Supplied data ->
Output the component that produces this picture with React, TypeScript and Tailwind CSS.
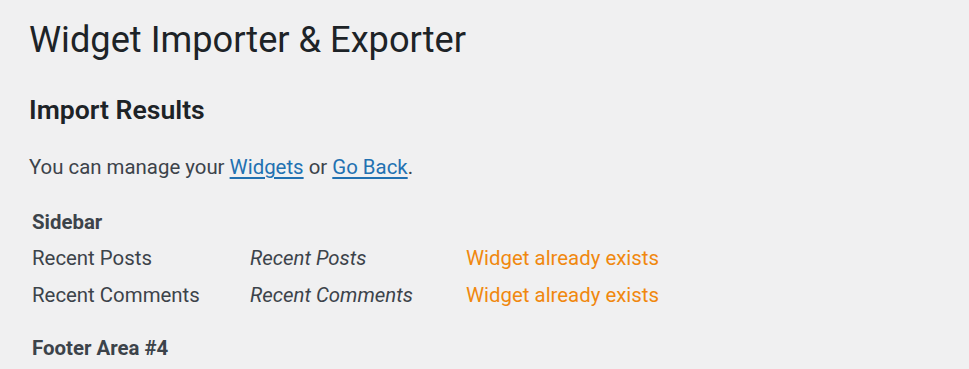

---

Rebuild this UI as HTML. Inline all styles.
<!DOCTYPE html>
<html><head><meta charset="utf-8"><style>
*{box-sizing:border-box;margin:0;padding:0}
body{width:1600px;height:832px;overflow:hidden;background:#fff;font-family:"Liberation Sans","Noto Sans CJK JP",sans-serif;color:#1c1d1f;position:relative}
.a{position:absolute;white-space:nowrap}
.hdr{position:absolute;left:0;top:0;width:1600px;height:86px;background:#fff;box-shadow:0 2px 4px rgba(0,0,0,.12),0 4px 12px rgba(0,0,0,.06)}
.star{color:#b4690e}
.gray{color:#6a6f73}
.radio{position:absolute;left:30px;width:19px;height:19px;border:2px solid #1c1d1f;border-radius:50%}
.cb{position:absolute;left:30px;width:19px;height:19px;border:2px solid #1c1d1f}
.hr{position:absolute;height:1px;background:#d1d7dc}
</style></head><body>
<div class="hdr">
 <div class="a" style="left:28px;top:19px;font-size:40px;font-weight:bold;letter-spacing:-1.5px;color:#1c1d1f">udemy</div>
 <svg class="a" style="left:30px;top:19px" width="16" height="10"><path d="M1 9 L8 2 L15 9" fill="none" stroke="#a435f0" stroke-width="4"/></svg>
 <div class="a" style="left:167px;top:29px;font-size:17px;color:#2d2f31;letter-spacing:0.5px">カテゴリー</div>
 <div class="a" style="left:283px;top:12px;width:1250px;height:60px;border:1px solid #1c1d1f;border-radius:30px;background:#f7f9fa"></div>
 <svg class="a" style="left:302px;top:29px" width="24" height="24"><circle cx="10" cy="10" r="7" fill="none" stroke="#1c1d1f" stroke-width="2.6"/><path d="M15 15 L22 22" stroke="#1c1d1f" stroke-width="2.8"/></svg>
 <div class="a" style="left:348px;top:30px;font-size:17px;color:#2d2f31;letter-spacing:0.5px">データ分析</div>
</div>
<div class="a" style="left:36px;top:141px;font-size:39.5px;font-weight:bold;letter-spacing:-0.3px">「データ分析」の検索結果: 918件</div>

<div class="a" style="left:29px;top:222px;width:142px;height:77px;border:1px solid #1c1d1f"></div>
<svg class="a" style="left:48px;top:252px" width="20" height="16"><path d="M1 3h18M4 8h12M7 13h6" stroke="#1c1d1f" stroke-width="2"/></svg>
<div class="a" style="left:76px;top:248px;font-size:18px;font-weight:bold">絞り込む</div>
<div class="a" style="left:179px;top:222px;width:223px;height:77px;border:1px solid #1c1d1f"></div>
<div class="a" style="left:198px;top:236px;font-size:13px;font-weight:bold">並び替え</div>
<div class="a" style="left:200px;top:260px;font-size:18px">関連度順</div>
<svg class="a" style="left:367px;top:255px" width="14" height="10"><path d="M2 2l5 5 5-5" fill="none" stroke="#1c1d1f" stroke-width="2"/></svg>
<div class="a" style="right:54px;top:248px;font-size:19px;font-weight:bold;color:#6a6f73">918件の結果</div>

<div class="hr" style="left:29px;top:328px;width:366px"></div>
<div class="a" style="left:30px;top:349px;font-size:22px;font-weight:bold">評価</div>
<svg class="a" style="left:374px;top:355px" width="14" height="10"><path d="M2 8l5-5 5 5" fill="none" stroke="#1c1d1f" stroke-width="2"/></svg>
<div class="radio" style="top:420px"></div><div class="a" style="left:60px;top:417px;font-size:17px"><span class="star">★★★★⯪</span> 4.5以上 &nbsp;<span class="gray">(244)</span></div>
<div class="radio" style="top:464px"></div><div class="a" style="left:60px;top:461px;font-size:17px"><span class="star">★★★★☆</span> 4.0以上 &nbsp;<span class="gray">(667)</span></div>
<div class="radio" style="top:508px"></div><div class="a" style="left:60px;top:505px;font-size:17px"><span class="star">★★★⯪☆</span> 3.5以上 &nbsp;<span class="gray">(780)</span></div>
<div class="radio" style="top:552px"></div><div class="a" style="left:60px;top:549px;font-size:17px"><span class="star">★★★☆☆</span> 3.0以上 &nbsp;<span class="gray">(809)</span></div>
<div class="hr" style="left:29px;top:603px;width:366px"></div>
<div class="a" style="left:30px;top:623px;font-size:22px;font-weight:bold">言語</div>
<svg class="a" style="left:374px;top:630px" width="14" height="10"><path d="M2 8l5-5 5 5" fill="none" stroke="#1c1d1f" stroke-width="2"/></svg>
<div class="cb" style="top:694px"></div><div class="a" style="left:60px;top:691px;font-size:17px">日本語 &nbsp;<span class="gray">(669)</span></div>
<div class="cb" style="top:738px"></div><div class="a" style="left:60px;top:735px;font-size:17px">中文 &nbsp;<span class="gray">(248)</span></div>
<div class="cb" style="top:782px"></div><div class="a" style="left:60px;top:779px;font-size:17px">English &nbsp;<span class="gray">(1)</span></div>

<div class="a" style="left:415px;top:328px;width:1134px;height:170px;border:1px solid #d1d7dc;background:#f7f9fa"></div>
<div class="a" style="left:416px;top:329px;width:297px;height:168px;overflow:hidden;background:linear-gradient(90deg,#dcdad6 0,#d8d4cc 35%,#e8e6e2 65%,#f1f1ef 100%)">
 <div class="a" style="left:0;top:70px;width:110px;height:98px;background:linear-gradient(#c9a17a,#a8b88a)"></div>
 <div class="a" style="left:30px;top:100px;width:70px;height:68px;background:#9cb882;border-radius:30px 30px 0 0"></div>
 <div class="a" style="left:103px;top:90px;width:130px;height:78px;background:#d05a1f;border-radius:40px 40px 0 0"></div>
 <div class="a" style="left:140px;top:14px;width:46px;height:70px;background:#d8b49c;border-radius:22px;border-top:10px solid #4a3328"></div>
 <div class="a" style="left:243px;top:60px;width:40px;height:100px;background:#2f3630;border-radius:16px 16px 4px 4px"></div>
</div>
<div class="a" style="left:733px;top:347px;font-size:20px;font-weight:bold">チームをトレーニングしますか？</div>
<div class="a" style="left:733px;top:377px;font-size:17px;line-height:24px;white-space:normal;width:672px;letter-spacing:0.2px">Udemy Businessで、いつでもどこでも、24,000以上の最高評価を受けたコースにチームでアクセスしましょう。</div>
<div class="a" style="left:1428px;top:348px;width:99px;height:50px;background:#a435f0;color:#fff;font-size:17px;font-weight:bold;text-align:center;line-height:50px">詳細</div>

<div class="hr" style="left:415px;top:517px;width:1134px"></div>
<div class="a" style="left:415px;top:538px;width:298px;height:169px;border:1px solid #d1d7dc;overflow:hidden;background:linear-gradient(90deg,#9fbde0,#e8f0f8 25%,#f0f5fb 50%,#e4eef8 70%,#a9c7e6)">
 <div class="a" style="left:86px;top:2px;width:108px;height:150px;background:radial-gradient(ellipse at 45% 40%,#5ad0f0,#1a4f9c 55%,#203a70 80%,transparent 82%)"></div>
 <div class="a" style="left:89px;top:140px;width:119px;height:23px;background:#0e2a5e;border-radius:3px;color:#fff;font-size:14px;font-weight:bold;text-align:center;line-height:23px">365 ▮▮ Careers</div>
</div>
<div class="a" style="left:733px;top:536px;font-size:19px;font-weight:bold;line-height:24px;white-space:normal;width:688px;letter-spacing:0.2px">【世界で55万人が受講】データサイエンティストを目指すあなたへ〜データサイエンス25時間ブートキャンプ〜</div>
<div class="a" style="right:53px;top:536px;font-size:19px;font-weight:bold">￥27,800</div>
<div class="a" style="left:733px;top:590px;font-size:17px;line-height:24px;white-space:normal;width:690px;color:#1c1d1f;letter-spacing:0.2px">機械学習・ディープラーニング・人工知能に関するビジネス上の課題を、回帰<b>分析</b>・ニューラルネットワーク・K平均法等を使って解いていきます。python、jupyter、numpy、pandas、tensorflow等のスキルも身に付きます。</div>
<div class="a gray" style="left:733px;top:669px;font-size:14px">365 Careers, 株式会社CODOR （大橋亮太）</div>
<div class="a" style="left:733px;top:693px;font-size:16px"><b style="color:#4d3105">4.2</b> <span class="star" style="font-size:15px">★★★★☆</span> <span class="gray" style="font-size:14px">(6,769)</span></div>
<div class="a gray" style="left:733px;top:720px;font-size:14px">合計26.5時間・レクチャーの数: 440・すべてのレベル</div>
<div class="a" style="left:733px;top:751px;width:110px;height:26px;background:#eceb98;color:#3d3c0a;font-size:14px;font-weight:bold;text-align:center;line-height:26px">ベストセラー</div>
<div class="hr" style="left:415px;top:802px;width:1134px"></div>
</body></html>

* * *

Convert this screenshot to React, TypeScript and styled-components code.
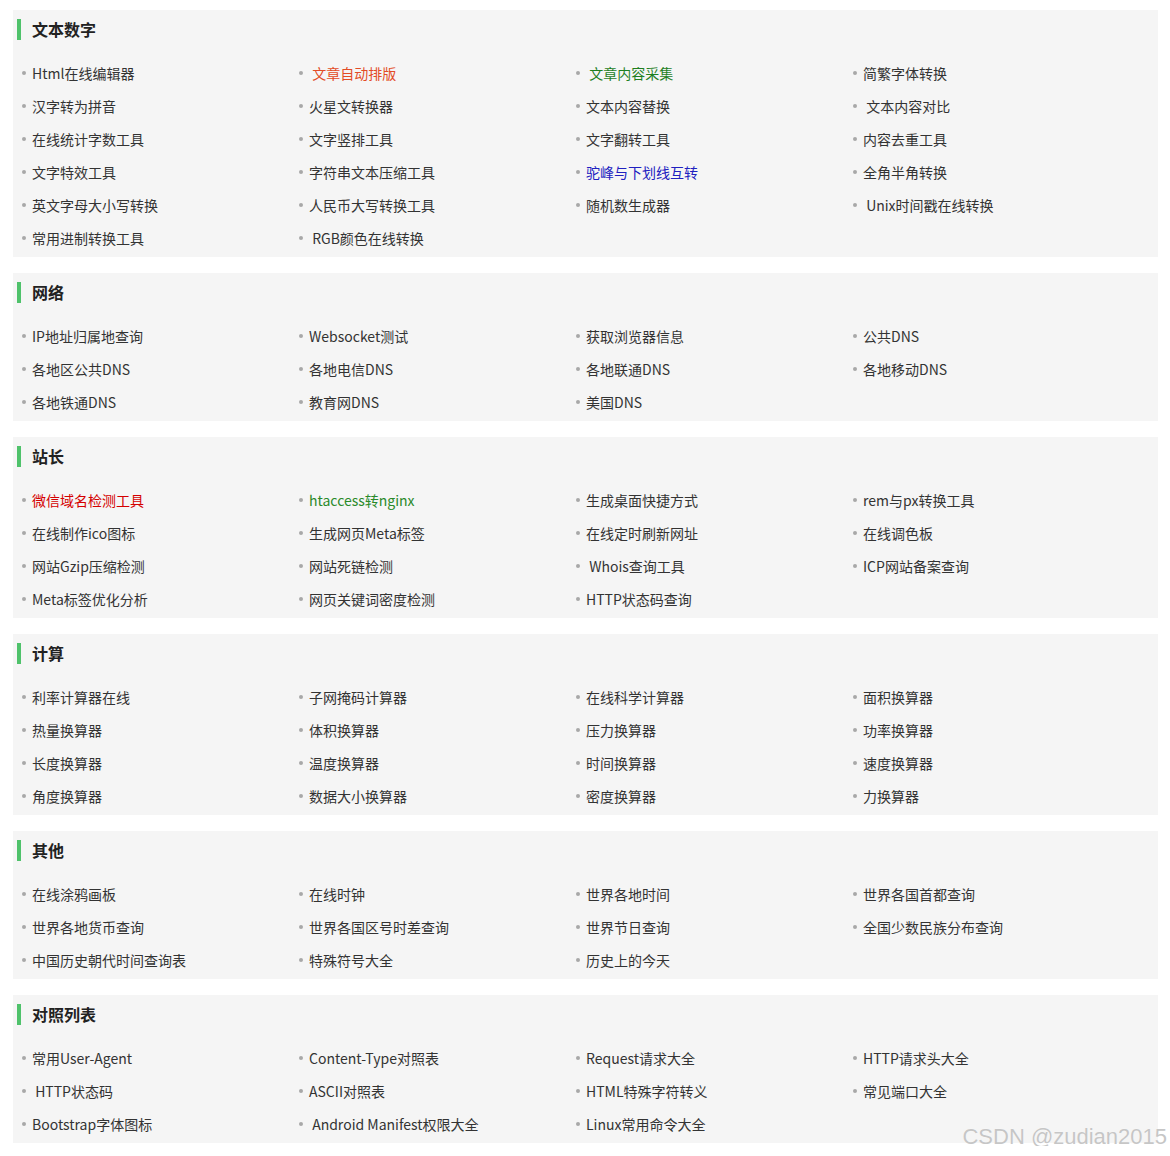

What is being asked ->
Look through the material above and pick out each line holding the word "TypeScript".

Exercise answer ->
Output the component that produces this picture with React, TypeScript and Tailwind CSS.
Convert this screenshot to React, TypeScript and styled-components code.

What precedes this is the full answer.